Thursday, August 16, 2007

Silent Lucidity

Lest we gain an ill-gotten reputation as an unabashed critic of all things Hogville, in the interest of fairness we will occasionally cite a decent post that seems to have some rational thought behind it. It's a little like mining for diamonds at Murfreesboro, but sometimes the blind squirrel finds the acorn, and this morning, someone known simply as "UAfan" managed to make a pointed, mostly comprehensible comment on the state of affairs in Fayetteville, and didn't humiliate himself or herself in the process.

http://www.hogville.net/yabbse/index.php?topic=147932.msg2330290#msg2330290

O.k. say we do have another 10 or 11 win season. What then? Obviously the off-season didn't affect Nutt or the team, and we are a fairly young team with some good recruits coming in. Now if Nutt has say a seven win season with this season than there is room for concern and change needs to be seriously considered. Im not a Hugger but if you want Nutt to quit commenting about emails and such than why doesn't anyone on here stop. Kinda shot yourself in the foot on that one.

Now, before you scoff, we're not offering this for its substance. There's nothing earth-shattering here, of course, but let's contrast this post with some of the other stuff you see on Monday Morning Quarterback, and note immediate distinctions:

1. It makes sense. The English isn't perfect, and God knows it doesn't feature the grandiose wordplay that HoopHog lavishes upon us regularly, but it's far above the usual series of guttural noises and random ellipses that the casual Hogvillian typically strings together. And it's a damn sight better than anything written by Lord Lanny, who clearly should stick to surveying and shouldn't ever try to offer phonics lessons to youths in Garland County.

2. It's semi-reasonable. Amid all the sound and fury regarding Nutt on that board, here's a post that assesses the forthcoming season bluntly and without rancor. If he wins, he possibly finds himself landing in a place where he'll get the public adoration he craves. If he loses, he goes back to Murray State to wait for Mike Cherry's or Reuel Shepherd's kids to graduate from high school. Hogville's Anointed Retard Hierarchy would have you believe that with 16 days left before kickoff, there's still plenty of time for the troops to rally, cajole, FOI, litigate, and verbally pitchfork Houston Dale Nutt right out the rear door of the Broyles Complex and into Beaver Lake.
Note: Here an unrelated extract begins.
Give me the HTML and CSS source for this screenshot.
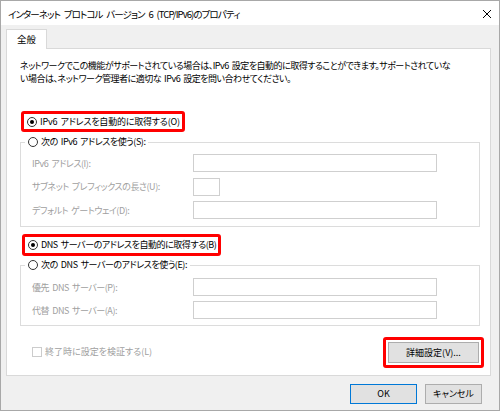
FILE: index.html
```html
<!DOCTYPE html>
<html lang="ja">
<head>
<meta charset="utf-8">
<link rel="stylesheet" href="styles.css">
</head>
<body>
<div class="window">
  <div class="titlebar">
    <span class="title">インターネット プロトコル バージョン 6 (TCP/IPv6)のプロパティ</span>
    <svg class="close" width="10" height="10" viewBox="0 0 10 10"><path d="M1 1L9 9M9 1L1 9" stroke="#000" stroke-width="1" fill="none"/></svg>
  </div>
  <div class="body">
    <div class="tabs"><div class="tab">全般</div></div>
    <div class="panel">
      <p class="desc">ネットワークでこの機能がサポートされている場合は、IPv6 設定を自動的に取得することができます。サポートされていな<br>い場合は、ネットワーク管理者に適切な IPv6 設定を問い合わせてください。</p>

      <div class="hl hl-1"><span class="opt o1"><span class="radio on"></span>IPv6 アドレスを自動的に取得する(O)</span></div>
      <fieldset class="group g1">
        <legend class="opt"><span class="radio"></span>次の IPv6 アドレスを使う(S):</legend>
        <div class="rows r1">
          <span class="lbl">IPv6 アドレス(I):</span><span class="field wide"></span>
          <span class="lbl">サブネット プレフィックスの長さ(U):</span><span class="field short"></span>
          <span class="lbl">デフォルト ゲートウェイ(D):</span><span class="field wide"></span>
        </div>
      </fieldset>

      <div class="hl hl-2"><span class="opt"><span class="radio on"></span>DNS サーバーのアドレスを自動的に取得する(B)</span></div>
      <fieldset class="group g2">
        <legend class="opt"><span class="radio"></span>次の DNS サーバーのアドレスを使う(E):</legend>
        <div class="rows r2">
          <span class="lbl">優先 DNS サーバー(P):</span><span class="field wide"></span>
          <span class="lbl">代替 DNS サーバー(A):</span><span class="field wide"></span>
        </div>
      </fieldset>

      <div class="bottom">
        <span class="check"><span class="box"></span>終了時に設定を検証する(L)</span>
        <div class="hl hl-btn"><button class="btn adv">詳細設定(V)...</button></div>
      </div>
    </div>
    <div class="footer">
      <button class="btn ok">OK</button>
      <button class="btn cancel">キャンセル</button>
    </div>
  </div>
</div>
</body>
</html>
```
FILE: styles.css
```css
* { box-sizing: border-box; }
html, body { margin: 0; padding: 0; background: #fff; }
body {
  font-family: "Noto Sans CJK JP", "Noto Sans", sans-serif;
  font-size: 9px;
  letter-spacing: -0.45px;
  word-spacing: 1.5px;
  color: #000;
  font-feature-settings: "palt";
}
.window {
  width: 500px;
  height: 411px;
  border: 1px solid #a8a8a8;
  display: flex;
  flex-direction: column;
  background: #f0f0f0;
}
.titlebar {
  height: 24px;
  background: #fff;
  display: flex;
  align-items: center;
  justify-content: space-between;
  padding: 2px 7px 0 7px;
  flex: none;
}
.title { font-size: 9.5px; letter-spacing: -0.9px; word-spacing: 2.5px; white-space: nowrap; }
.close { display: block; }
.body {
  flex: 1;
  padding: 4px 8px 0 5px;
}
.tabs { display: flex; }
.tab {
  width: 41px;
  height: 20px;
  background: #fff;
  border: 1px solid #d9d9d9;
  border-bottom: none;
  margin-bottom: -1px;
  position: relative;
  z-index: 1;
  text-align: center;
  line-height: 18px;
  font-size: 9.5px;
  letter-spacing: 0;
}
.panel {
  background: #fff;
  border: 1px solid #d9d9d9;
  height: 328px;
  padding: 10px 6px 0 13px;
}
.desc {
  margin: 0;
  line-height: 13px;
  white-space: nowrap;
  letter-spacing: -0.5px;
}
.hl {
  border: 3px solid #f00;
  border-radius: 3px;
  display: flex;
  align-items: center;
}
.hl-1 { margin: 26px 0 0 1px; width: 164px; height: 21px; padding-left: 3px; }
.hl-2 { margin: 7px 0 0 2px; width: 199px; height: 22px; padding-left: 3px; }
.opt {
  display: flex;
  align-items: center;
  line-height: 14px;
  white-space: nowrap;
}
.o1 { letter-spacing: -0.2px; }
.radio {
  width: 10px;
  height: 10px;
  border: 1px solid #333;
  border-radius: 50%;
  margin-right: 3px;
  display: flex;
  align-items: center;
  justify-content: center;
  flex: none;
  background: #fff;
}
.radio.on::after {
  content: "";
  width: 4px;
  height: 4px;
  border-radius: 50%;
  background: #000;
}
.group {
  margin: 0 4px 0 0;
  border: 1px solid #dcdcdc;
  padding: 0 0 7px 4px;
}
.g1 { margin-top: 3px; }
.g2 { margin-top: 2px; padding-bottom: 6px; }
.group legend { padding: 0 3px; }
.rows {
  display: grid;
  grid-template-columns: 161px auto;
  justify-items: start;
  align-items: center;
  margin-left: 7px;
}
.r1 { margin-top: 5px; row-gap: 5.5px; }
.r2 { margin-top: 6px; row-gap: 5px; }
.lbl { color: #a0a0a0; white-space: nowrap; }
.field {
  display: block;
  height: 18px;
  border: 1px solid #cfcfcf;
  background: #fff;
}
.field.wide { width: 244px; }
.field.short { width: 27px; }
.bottom {
  margin-top: 11px;
  display: flex;
  align-items: center;
  justify-content: space-between;
}
.check {
  display: flex;
  align-items: center;
  color: #a0a0a0;
  margin-left: 12px;
  margin-top: -2px;
  white-space: nowrap;
  letter-spacing: 0;
}
.box {
  width: 10px;
  height: 10px;
  border: 1px solid #cccccc;
  margin-right: 3px;
  background: #fff;
}
.hl-btn { padding: 2px; width: 101px; height: 31px; }
.btn {
  font-family: inherit;
  font-size: 9px;
  letter-spacing: 0;
  font-feature-settings: "palt";
  background: #e1e1e1;
  border: 1px solid #adadad;
  color: #000;
  padding: 0;
  margin: 0;
  height: 20px;
  line-height: 18px;
}
.adv { width: 91px; height: 21px; }
.footer {
  display: flex;
  justify-content: flex-end;
  gap: 8px;
  margin: 8px 9px 0 0;
}
.ok { width: 67px; border-color: #0078d7; }
.cancel { width: 57px; }
```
Again, he survived the wildest offseason in Razorback history without any real wounds, so at this point, let's be patient and let him fail. All the turmoil might just give him an excuse, and we all know that if there's anything Houston loves more than himself, it's finding creative and fresh ways to convince the right people that circumstance made winning essentially impossible.

3. It disclaims "Hugger" status expressly. This is very, very important, because later, when Lanny has a screen capture of all UAfan's post(s), and Hogville tries to sue UAfan for breaching his loyalty to the Hogville elite, UAfan can show God and everybody that he's most definitely not a Hugger.

Smarter Hogville Analysis: Hogville has a lot of registered members, and though it pains us to concede this point, a few of them just might be able to operate simple machinery, form independent clauses correctly, or reach the restroom in a timely fashion so as not to defecate or urinate all over their clothes.